Child, quit knocking us off our wheels.
On vacation in June, my friend Charlotte and I, and our husbands, sat by the hotel pool. Static electricity from video screens in the adjacent arcade had grabbed our offspring by their hair follicles, pulled them over, and plastered their faces to the monitors. We overheard my seven-year-old speaking trance-like to his comrades, "Go ask your mom. I'll ask my dad. He always says, 'Yes.'"
They sauntered over, each trying not to arrive first, looking very conspiratorial. Using a variety of whine-tones, they begged for quarters.
We had no quarters, but, believe me, we would have surrendered them, along with our IRA's, to keep the little buggers occupied a while longer. I advised the lads to play the games using their imaginations.
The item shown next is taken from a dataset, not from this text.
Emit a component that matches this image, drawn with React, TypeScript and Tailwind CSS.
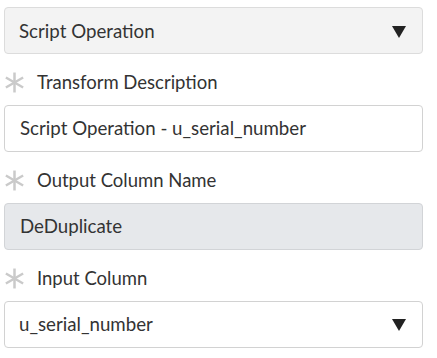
import React from "react";

function Asterisk() {
  return (
    <svg width="21" height="21" viewBox="0 0 20 20" className="shrink-0">
      <g stroke="#cacaca" strokeWidth="2.4">
        <line x1="10" y1="0.5" x2="10" y2="19.5" />
        <line x1="1.8" y1="5.25" x2="18.2" y2="14.75" />
        <line x1="1.8" y1="14.75" x2="18.2" y2="5.25" />
      </g>
    </svg>
  );
}

function Caret() {
  return (
    <svg width="14" height="12" viewBox="0 0 14 12">
      <polygon points="0,0 14,0 7,12" fill="#222" />
    </svg>
  );
}

function Label({ text }: { text: string }) {
  return (
    <div className="flex items-center gap-[12px] h-[51px] pt-[6px]">
      <Asterisk />
      <span className="text-[18.5px] text-[#333]">{text}</span>
    </div>
  );
}

export default function App() {
  return (
    <div
      className="w-[437px] h-[358px] bg-white pt-[7px] pl-[4px] pr-[14px]"
      style={{ fontFamily: "Lato, 'Liberation Sans', sans-serif" }}
    >
      <div className="h-[47px] flex items-center justify-between rounded-[4px] border border-[#dcdcdc] bg-[#f3f3f3] pl-[14px] pr-[16px] pt-[2px]">
        <span className="text-[18.7px] text-[#333]">Script Operation</span>
        <Caret />
      </div>
      <Label text="Transform Description" />
      <div className="h-[47px] flex items-center rounded-[4px] border border-[#d2d2d2] bg-white pl-[15px]">
        <span className="text-[18.7px] text-[#333]">Script Operation - u_serial_number</span>
      </div>
      <Label text="Output Column Name" />
      <div className="h-[47px] flex items-center rounded-[4px] border border-[#d2d4d7] bg-[#e6e8eb] pl-[15px]">
        <span className="text-[18.7px] text-[#333]">DeDuplicate</span>
      </div>
      <Label text="Input Column" />
      <div className="h-[47px] flex items-center justify-between rounded-[4px] border border-[#d2d2d2] bg-white pl-[14px] pr-[16px]">
        <span className="text-[18.7px] text-[#333]">u_serial_number</span>
        <Caret />
      </div>
    </div>
  );
}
Remarkably, they trotted off to give it a shot.
Charlotte checked the expiration date on that tactic and determined that it wouldn't provide harmony for long. I pondered why my clever child, who has proven himself much craftier than me on many occasions, fell for it.
Hmmm. Based on past experience I suspect he has our box in his grips.
Three summers ago, as he bobbed and toggled in the ocean with too much confidence, only eyeballs cresting mighty waves, anxiety shot out of my pores like someone released a crimp in the hose.
So I made a rule, one of many on a long, long list, that he could go no deeper than the top of his bathing suit. I threatened dire consequences should he venture too far again.
Yet, within minutes he had waded out until only his head and shoulders glistened above the water. Furious, I called him in. As he emerged, step by step, from the sea, it became evident that he had, in fact, not broken the rule. He sported a wedgie so jacked up he wore the waist of his trunks in his armpits.
Put our box down, son, we're thinking in here.
Just as Charlotte predicted, our offspring soon returned, dissatisfied with the results of their telekinetic labors. "Mama," one of her boys protested, "it keeps doing the same thing over and over, no matter how hard I think about it doing something different."
My ringleader said, "C'mon y'all, I have a plan."
Hold onto to your wheel. I feel a tremor coming on.
A few moments later, a group of snips and snails huddled in front of a machine, brainstorming how to procure quarters.
Our son, ever the problem solver, proposed, "If we had a stick or something, we could pick the lock. Then we could get the quarters out."
As our pride and joy assigned scouts to seek implements, my husband leaned over the surprised plotters, and suggested, "That would be stealing, don't you think?"
"Oh, no sir, daddy. We're not keeping the money. We'll put all the quarters back in the slot when we play the game."
Yep. I don't think he has plans for moving back in the box as long as his father and I continue to spin our wheels and make that frantic scratching sound on the sides.